Regresamos al hotel cuando el
poder de la tarde resultaba vencido por la noche y trazaba una puesta de sol
espectacular, como nos había vaticinado mi amigo Juan, al que debíamos la
elección del Camino Inglés y este hotel. La terraza de la cafetería estaba al
pie de la ría para gozar de la inmensidad del cielo con su vestido de bandas
horizontales fruto de la lucha entre el sol y las nubes rasgadas. El mar era un
ser apacible que duplicaba simétricamente el horizonte. Los fantasmas de la
mente se desvanecían ante aquel espectáculo grandioso y gratuito. Por eso
recordamos aquellos versos de Follas
Novas, de Rosalía de Castro:
¡Mar!,
con tus aguas sin fondo,
¡cielo!,
con tu inmensidad,
el
fantasma que me aterra
ayudármelo
a enterrar.
Una de las pocas condiciones que
puse a mi sobrino Jose para hacer el Camino fue hospedarnos en hoteles.
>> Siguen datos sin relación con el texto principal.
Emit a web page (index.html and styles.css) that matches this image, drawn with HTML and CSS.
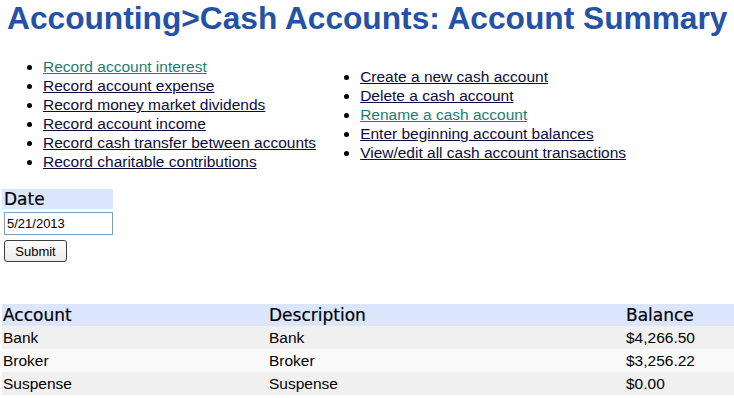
FILE: index.html
```html
<!DOCTYPE html>
<html lang="en">

<head>
    <meta charset="UTF-8">
    <meta name="viewport" content="width=device-width, initial-scale=1.0">
    <title>Account Summary</title>
    <link rel="stylesheet" href="styles.css">
</head>

<body>

    <h1 class="pageTitle">Accounting&gt;Cash Accounts: Account Summary</h1>

    <div class="actions">
        <ul class="actionList">
            <li><a class="seen" href="#">Record account interest</a></li>
            <li><a href="#">Record account expense</a></li>
            <li><a href="#">Record money market dividends</a></li>
            <li><a href="#">Record account income</a></li>
            <li><a href="#">Record cash transfer between accounts</a></li>
            <li><a href="#">Record charitable contributions</a></li>
        </ul>
        <ul class="actionList">
            <li><a href="#">Create a new cash account</a></li>
            <li><a href="#">Delete a cash account</a></li>
            <li><a class="seen" href="#">Rename a cash account</a></li>
            <li><a href="#">Enter beginning account balances</a></li>
            <li><a href="#">View/edit all cash account transactions</a></li>
        </ul>
    </div>

    <form class="dateForm">
        <div class="colHead">Date</div>
        <input class="dateInput" type="text" value="5/21/2013">
        <button class="submitBtn" type="button">Submit</button>
    </form>

    <table class="summary">
        <thead>
            <tr>
                <th class="colAccount">Account</th>
                <th class="colDesc">Description</th>
                <th class="colBalance">Balance</th>
            </tr>
        </thead>
        <tbody>
            <tr><td>Bank</td><td>Bank</td><td>$4,266.50</td></tr>
            <tr><td>Broker</td><td>Broker</td><td>$3,256.22</td></tr>
            <tr><td>Suspense</td><td>Suspense</td><td>$0.00</td></tr>
        </tbody>
    </table>

</body>

</html>
```

FILE: styles.css
```css
body {
    margin: 0;
    padding: 0 0 0 2px;
    font-family: "Liberation Sans", Arial, sans-serif;
    font-size: 15.5px;
    color: #000;
    background: #fff;
}

.pageTitle {
    margin: 0;
    padding-left: 5px;
    font-size: 31.7px;
    line-height: 36px;
    font-weight: bold;
    color: #2452a4;
    white-space: nowrap;
}

.actions {
    display: flex;
    align-items: center;
    gap: 3px;
    margin-top: 21px;
}

.actionList {
    margin: 0;
    padding-left: 41px;
    line-height: 19px;
}

.actionList a {
    color: #0c0c40;
}

.actionList a.seen {
    color: #1e7b70;
    text-decoration-color: #1e7b70;
}

.dateForm {
    display: flex;
    flex-direction: column;
    align-items: flex-start;
    margin-top: 18px;
}

.colHead {
    font-family: "DejaVu Sans", Verdana, sans-serif;
    font-size: 17px;
    line-height: 20px;
    background: #dbe5fb;
    width: 111px;
    padding-left: 2px;
    box-sizing: border-box;
    -webkit-text-stroke: 0.2px #000;
}

.dateInput {
    margin: 3px 0 0 2px;
    width: 109px;
    height: 23px;
    box-sizing: border-box;
    border: 1px solid #7f9db9;
    font-family: "Liberation Sans", Arial, sans-serif;
    font-size: 13px;
    padding: 0 2px;
}

.submitBtn {
    margin: 5px 0 0 2px;
    width: 63px;
    height: 22px;
    font-family: "Liberation Sans", Arial, sans-serif;
    font-size: 13px;
    border: 1px solid #3c3c3c;
    border-radius: 3px;
    background: linear-gradient(#fdfdfd, #ececec);
    padding: 0;
}

.summary {
    width: 100%;
    margin-top: 42px;
    border-collapse: collapse;
}

.summary th {
    font-family: "DejaVu Sans", Verdana, sans-serif;
    font-size: 17px;
    font-weight: normal;
    text-align: left;
    background: #dbe5fb;
    height: 22px;
    padding: 0 1px;
    -webkit-text-stroke: 0.2px #000;
}

.summary td {
    height: 23px;
    padding: 0 1px;
}

.summary tbody tr:nth-child(odd) {
    background: #f0f0f0;
}

.summary tbody tr:nth-child(even) {
    background: #fafafa;
}

.colAccount {
    width: 264px;
}

.colDesc {
    width: 355px;
}
```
Me
daban miedo los albergues, que quizá estuvieran vacíos y respondieran a todas
las prevenciones sanitarias. Además, el peregrino, aunque esté motivado por la
penitencia, no tiene por qué prescindir de las comodidades y los pequeños
lujos. En su senda de conocimiento también está saber lo que es un pazo, un
palacio, una casa solariega de la nobleza o de las clases pudientes.